The day after Zouhary’s ruling, the Ohio House Finance Committee included a last-minute provision in the state’s $69 billion budget bill, stating no one can file a lawsuit in state court on behalf of “nature or any ecosystem,” effectively nullifying the Lake Erie Bill of Rights.

In stark contrast to the opposition shown by judges and legislators in Ohio, the United Nations invited the lead organizer for TSW, Markie Miller, to speak on Earth Day to the General Assembly about Toledo’s success and reporters from around the globe have called to find out more about the rights of nature.
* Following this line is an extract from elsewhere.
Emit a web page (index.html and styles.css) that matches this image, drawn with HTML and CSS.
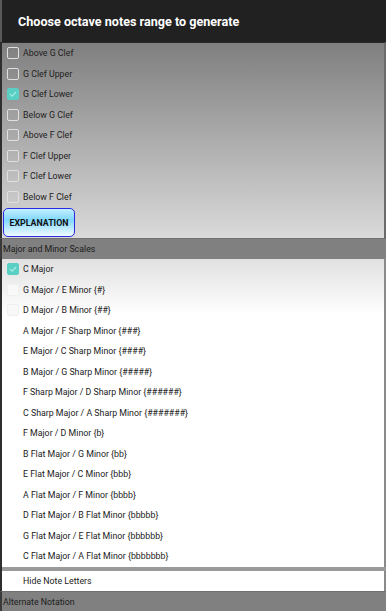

Also in April, ACLE promoted a new report issued by the Environmental Working Group and the Environmental Law and Policy Center, that showed the number of hog, poultry and dairy factories in the Maumee River Watershed, all upstream from Toledo’s location on Lake Erie, has exploded in the last decade, far outnumbering anything state officials have claimed.

The study estimates some 775 of these animal concentration camps now blot the watershed, producing more than twice the amount of sewage generated by Los Angeles and Chicago combined.  That waste, containing antibiotic-resistant bacteria, hormones, viruses and massive amounts of E. coli, is dumped, untreated and often to excess, on fields that drain into the Maumee.

Providing the proverbial final straw, that report motivated ACLE members to endorse a national campaign to ban factory “farms” organized by Food and Water Watch.  Previously, the group concentrated strictly on how these facilities affect Lake Erie water quality.  Supporting a ban has broadened the group’s concerns to include inhumane conditionsoveruse of antibiotics and the significant reduction in number of traditional family farms that used to include sustainable livestock operations.

Coincidentally, an article in the UK Guardian postulates that a successful strategy for Democratic presidential candidates to win rural votes would be to support a moratorium on any more of these massive operations, given their impact on air and water quality in the immediate areas where they’re sited.

Of course, waiting for significant change to come from the top has been disproven time and again, so both TSW and ACLE say Lake Erie’s fate will be determined by whether people become angry enough to wield the power of democracy to defend nature.